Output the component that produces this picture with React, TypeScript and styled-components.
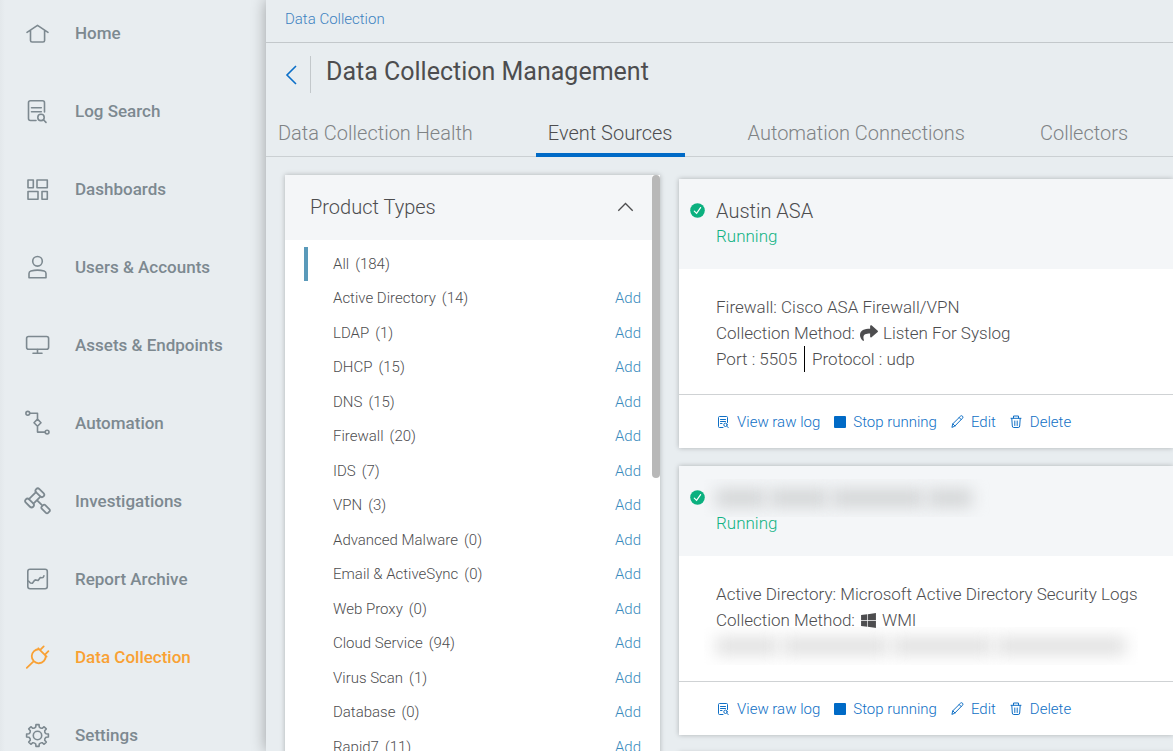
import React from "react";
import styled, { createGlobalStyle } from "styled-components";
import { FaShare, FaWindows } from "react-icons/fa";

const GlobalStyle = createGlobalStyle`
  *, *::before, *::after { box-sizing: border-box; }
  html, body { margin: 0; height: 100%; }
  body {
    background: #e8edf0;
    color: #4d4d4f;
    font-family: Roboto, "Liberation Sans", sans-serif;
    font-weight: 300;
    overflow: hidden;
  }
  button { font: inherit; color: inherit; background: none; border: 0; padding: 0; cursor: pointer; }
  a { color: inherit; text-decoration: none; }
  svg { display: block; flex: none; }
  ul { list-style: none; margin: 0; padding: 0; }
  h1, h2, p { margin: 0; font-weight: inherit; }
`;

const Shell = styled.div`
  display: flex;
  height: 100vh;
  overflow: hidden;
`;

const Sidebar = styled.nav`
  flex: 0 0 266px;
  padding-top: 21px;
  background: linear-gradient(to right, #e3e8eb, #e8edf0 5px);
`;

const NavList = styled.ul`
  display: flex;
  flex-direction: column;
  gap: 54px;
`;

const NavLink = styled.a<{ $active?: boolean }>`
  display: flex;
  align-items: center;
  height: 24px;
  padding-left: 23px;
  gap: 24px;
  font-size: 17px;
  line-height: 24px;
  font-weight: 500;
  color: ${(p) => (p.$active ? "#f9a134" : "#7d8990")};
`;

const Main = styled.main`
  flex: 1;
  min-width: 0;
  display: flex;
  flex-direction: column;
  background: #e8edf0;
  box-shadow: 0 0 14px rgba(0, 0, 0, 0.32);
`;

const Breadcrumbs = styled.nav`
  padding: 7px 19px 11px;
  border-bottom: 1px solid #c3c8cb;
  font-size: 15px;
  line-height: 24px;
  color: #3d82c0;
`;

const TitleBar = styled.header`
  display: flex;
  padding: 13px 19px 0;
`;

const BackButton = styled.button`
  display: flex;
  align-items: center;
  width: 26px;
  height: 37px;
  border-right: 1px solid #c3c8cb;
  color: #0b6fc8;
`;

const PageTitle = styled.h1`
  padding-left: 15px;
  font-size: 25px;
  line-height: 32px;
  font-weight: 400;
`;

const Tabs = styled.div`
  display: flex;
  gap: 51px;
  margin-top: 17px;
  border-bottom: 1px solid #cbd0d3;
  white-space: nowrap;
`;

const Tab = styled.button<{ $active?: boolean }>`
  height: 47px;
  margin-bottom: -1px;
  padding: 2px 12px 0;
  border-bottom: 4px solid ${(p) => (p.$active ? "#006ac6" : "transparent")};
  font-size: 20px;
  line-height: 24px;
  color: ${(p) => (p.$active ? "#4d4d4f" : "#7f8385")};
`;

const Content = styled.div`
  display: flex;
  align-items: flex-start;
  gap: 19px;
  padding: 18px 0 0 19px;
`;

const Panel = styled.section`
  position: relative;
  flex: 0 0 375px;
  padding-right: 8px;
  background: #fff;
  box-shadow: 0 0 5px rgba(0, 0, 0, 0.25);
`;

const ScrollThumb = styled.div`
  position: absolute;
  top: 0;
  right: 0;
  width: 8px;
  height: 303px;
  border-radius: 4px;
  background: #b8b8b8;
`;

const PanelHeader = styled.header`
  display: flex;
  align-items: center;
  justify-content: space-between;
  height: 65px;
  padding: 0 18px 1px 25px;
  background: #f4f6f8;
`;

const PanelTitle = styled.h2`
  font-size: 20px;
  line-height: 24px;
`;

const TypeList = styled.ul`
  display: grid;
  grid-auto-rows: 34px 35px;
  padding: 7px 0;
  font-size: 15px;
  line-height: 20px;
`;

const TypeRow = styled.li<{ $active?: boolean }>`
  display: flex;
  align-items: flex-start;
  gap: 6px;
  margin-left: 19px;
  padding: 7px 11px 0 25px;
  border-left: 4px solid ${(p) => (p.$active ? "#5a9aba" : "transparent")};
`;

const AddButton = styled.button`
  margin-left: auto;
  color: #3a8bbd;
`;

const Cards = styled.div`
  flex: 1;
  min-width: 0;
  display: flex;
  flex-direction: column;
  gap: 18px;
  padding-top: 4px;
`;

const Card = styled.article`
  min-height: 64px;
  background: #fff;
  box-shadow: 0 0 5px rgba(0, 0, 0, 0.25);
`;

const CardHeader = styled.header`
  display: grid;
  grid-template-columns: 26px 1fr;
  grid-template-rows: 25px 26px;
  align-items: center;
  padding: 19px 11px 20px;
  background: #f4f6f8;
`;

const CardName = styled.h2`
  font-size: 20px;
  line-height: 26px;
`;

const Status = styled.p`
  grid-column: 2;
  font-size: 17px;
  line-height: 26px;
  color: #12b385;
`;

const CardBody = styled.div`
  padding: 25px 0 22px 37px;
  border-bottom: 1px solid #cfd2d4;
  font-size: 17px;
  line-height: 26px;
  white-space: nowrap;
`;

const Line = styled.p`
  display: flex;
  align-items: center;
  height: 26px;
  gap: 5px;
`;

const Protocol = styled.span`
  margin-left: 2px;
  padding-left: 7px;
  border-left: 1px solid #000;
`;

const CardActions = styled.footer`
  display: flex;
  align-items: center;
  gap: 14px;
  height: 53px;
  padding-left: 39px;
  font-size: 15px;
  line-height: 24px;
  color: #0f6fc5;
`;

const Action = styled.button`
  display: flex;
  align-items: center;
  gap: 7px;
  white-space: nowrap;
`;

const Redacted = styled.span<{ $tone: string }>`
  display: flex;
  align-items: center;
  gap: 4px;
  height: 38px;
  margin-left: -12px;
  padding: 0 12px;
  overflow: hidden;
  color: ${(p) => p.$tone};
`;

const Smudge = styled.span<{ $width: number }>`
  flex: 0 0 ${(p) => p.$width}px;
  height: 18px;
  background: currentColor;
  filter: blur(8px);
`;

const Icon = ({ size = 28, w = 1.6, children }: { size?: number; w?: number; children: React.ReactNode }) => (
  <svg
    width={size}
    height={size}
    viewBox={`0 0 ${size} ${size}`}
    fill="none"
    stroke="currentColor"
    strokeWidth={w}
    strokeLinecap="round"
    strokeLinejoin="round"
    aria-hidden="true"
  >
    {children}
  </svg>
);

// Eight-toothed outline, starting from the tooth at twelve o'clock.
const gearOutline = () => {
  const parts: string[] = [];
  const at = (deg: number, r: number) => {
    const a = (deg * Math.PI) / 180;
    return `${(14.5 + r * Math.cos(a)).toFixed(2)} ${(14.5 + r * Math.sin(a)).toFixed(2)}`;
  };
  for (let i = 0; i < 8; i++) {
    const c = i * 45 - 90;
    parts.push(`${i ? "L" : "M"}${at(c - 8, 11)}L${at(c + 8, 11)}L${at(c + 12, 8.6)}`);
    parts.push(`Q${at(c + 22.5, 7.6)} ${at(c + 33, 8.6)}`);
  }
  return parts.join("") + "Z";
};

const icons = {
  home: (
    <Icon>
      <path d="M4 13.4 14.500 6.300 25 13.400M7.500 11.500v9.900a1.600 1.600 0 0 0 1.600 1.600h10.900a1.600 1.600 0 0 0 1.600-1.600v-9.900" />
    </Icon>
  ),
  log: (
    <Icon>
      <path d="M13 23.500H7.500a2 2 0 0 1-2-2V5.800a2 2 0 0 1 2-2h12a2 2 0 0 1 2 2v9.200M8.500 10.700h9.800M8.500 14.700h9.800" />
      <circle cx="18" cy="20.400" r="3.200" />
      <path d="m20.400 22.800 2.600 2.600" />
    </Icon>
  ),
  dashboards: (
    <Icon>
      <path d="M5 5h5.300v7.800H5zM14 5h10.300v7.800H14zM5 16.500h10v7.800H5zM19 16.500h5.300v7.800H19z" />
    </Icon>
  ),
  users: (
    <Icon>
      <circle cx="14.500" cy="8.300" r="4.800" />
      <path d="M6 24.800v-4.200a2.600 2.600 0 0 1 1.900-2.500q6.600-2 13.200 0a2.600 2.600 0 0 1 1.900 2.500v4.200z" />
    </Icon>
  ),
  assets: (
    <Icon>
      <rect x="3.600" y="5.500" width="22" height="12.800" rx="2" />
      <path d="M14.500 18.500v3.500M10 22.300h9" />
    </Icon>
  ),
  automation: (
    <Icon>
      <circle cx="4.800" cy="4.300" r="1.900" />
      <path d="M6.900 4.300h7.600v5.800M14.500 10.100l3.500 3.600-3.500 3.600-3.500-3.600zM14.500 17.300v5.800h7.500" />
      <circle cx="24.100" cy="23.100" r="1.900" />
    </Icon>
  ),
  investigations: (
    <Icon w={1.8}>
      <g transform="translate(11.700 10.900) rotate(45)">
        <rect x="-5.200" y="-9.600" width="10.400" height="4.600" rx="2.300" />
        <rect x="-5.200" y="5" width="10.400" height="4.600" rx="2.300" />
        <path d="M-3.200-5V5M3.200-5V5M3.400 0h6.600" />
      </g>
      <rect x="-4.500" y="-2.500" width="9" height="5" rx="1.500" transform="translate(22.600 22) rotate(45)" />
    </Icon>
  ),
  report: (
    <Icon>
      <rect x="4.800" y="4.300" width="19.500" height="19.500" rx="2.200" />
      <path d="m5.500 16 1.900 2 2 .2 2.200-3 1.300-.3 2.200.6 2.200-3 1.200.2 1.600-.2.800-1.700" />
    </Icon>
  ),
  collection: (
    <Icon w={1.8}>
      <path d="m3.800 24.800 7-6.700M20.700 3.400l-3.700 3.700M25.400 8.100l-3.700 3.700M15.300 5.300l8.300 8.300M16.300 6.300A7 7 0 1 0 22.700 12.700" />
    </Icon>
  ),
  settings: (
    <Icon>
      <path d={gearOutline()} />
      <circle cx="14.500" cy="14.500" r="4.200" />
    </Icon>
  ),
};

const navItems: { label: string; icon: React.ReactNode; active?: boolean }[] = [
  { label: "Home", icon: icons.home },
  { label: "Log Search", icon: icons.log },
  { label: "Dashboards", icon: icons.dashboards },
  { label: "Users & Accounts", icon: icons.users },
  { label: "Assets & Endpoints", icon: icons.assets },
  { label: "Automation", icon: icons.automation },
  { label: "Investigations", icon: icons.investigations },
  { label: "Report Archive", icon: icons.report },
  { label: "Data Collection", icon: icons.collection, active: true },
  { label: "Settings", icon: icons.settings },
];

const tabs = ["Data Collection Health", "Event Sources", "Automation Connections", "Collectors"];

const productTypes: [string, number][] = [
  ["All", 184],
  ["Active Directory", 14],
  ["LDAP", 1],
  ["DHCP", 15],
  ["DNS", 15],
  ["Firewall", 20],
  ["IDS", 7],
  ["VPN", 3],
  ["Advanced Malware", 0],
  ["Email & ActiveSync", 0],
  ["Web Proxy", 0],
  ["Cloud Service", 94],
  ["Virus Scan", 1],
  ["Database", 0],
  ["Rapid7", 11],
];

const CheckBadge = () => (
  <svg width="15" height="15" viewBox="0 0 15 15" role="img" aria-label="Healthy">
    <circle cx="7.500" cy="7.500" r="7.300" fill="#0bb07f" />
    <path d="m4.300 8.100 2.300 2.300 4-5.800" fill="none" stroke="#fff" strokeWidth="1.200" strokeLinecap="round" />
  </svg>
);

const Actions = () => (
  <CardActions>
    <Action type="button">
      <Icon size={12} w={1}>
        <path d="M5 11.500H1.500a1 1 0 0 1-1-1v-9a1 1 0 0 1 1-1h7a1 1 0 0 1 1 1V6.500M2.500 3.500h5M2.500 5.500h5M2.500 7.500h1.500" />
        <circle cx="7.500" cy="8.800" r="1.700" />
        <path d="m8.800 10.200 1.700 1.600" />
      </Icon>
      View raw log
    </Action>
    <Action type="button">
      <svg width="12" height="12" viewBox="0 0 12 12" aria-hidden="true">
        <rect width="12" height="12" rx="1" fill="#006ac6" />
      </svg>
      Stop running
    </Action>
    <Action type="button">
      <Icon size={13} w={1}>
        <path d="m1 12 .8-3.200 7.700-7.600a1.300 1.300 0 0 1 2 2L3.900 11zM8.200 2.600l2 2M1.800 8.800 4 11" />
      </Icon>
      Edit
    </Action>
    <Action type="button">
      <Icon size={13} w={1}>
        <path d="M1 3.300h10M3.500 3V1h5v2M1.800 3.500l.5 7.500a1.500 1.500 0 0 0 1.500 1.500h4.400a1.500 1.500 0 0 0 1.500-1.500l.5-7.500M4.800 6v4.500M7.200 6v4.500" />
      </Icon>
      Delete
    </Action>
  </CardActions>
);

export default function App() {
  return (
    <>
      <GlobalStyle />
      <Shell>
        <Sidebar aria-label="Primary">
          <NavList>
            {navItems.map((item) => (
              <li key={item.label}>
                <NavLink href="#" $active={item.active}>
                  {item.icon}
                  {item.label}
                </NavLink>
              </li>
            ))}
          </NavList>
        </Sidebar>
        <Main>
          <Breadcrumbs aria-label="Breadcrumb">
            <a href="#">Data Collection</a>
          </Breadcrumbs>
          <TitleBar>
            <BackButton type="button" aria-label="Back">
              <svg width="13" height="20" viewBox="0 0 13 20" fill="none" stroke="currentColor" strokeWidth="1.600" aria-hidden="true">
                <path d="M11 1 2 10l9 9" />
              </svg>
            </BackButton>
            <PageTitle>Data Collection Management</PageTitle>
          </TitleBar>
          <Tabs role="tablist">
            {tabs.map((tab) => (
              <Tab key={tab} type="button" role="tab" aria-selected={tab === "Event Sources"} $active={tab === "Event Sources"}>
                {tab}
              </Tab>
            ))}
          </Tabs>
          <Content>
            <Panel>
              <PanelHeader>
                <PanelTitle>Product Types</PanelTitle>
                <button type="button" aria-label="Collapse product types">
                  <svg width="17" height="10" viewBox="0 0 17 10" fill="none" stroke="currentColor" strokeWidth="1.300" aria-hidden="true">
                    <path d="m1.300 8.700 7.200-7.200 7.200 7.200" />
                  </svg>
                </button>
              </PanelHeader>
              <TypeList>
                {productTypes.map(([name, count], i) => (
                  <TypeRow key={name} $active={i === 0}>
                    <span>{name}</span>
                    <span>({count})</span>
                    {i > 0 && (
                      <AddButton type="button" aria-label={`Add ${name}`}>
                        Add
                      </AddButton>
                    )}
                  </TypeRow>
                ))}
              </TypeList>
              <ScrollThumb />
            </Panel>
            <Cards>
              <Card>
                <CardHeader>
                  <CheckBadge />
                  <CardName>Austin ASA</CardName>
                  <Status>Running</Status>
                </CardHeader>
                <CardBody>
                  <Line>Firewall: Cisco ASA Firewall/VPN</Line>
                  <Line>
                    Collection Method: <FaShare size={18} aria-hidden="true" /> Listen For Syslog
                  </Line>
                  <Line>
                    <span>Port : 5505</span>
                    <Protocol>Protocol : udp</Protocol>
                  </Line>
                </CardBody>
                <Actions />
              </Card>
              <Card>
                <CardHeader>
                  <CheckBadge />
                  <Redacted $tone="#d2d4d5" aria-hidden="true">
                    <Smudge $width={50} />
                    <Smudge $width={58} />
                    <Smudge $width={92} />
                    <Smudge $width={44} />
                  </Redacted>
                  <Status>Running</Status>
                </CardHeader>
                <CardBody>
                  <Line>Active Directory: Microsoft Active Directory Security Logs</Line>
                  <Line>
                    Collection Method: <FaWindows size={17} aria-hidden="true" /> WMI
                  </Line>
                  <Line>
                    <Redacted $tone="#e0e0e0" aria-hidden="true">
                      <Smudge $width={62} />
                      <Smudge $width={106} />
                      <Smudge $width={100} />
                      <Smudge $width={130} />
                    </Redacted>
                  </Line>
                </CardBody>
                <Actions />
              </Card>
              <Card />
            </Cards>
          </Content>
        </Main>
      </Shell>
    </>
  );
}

• Requirements: Copy all lines from the material that contain "components".

• Answer to the problem:
Output the component that produces this picture with React, TypeScript and styled-components.
import styled, { createGlobalStyle } from "styled-components";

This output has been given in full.